For all of those who are uninitiated, the National Book Festival is annual event that the President puts on celebrating books and their readers. It’s held on the National Mall and is completely free. I didn’t know that this was a thing until I moved down here but I have to say that I’m so glad that I did.
After wondering around for a bit and grabbing my swag from the info table I landed upon the Margaret Atwood presentation. She was the only one I sat in on, so I don’t know if they were all like this, but it was basically a mediated Q&A. The one question I remember was “What is your perfect reader?” Her response: Someone who loves the cover. She was generally very funny. I didn’t stay around for the whole thing because I anticipated a line for her her signing so I hoped on over to the signing area (after asking the people at information where it was).
Her signing wasn’t too eventful. I had a repetitively good place in line and it moved quickly. After I got out I ran over to Veronica Roth’s line so I could wait for about an hour and a half for her signing to even start. Her line ended up being 12 rows long. And I felt really old. At least in the section of line where I was, most of the people waiting were preteens with their parents. I shouldn’t be surprised and I’m happy they’re reading but some of them got annoying pretty quickly. I tried my best to just sit and read Aristotle and Dante Discover the Secrets of the Universe on my nook.
But the long wait was definitely worth it. When I finally got up there all I could vocalize was to thank her for writing these books because I love them so much. She was so sweet and seemed genuinely grateful. I love her so much and can’t wait til Allegiant comes out!
That was the end of day 1 for me. It started to rain almost immediately after I got the signature and I had a long walk to the metro to meet my friends for a bachelorette party.
Sunday was kind of late start. After a kind of crazy night and a fantastic brunch some of my new friends and I came around the festival grounds in the late afternoon. Just in time to jump into the beginnings of DJ MacHales line. Once things started moving the line went pretty fast which was kind of surprising because MacHale took the time to talk to pretty much everyone. When I finally got up there and handed my copy of Sylo to him the first thing he did was ask me what kind of books I liked to read. I babbled on for a bit about how I love all kind of books and wanted to become a librarian. After teasing me a bit about how I was ‘one of those’ he got kind of serious and told me that I after I finished Sylo to go on his website and email him about what I thought. He seems really interested in his fans and actually wants to hear back from him. On a slightly random note I’m in love with his white hair.

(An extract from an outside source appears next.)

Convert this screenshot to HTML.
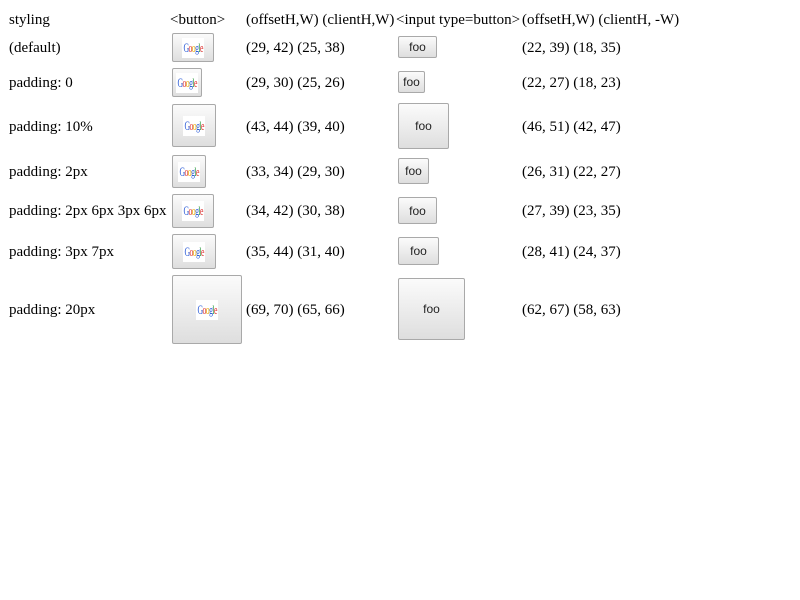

We then ran over to Tamora Pierces line. I was in about the same place as I was for Veronica Roth’s but did not have to wait as long thankfully. While in line I made a friend with a children’s librarian who goes every year and gets library books signed. I thought that was an awesome idea, and while I don’t know if I want to be a children’s librarian if I ever do I want to adopt that practice. It just makes the books extra special for the kids and according to her they are more likely to take care of them.
We just barely got our books signed though. They extended the signing by a half hour but we were still some of the last people to get our books signed. I didn’t get to talk to her or even really make eye contact but I’ve been in love with her books for so long that it doesn’t even matter.
In conclusion, I would have to say that the Book festival was a huge success and I can’t wait to go back next year. For those who are curious all of the presentations are recorded and put on the Library of Congress’ website for anyone to watch. That’s mostly why I attended signing instead of the presentations although I think that next year I might switch it up and see a few authors that I’ve never heard of before.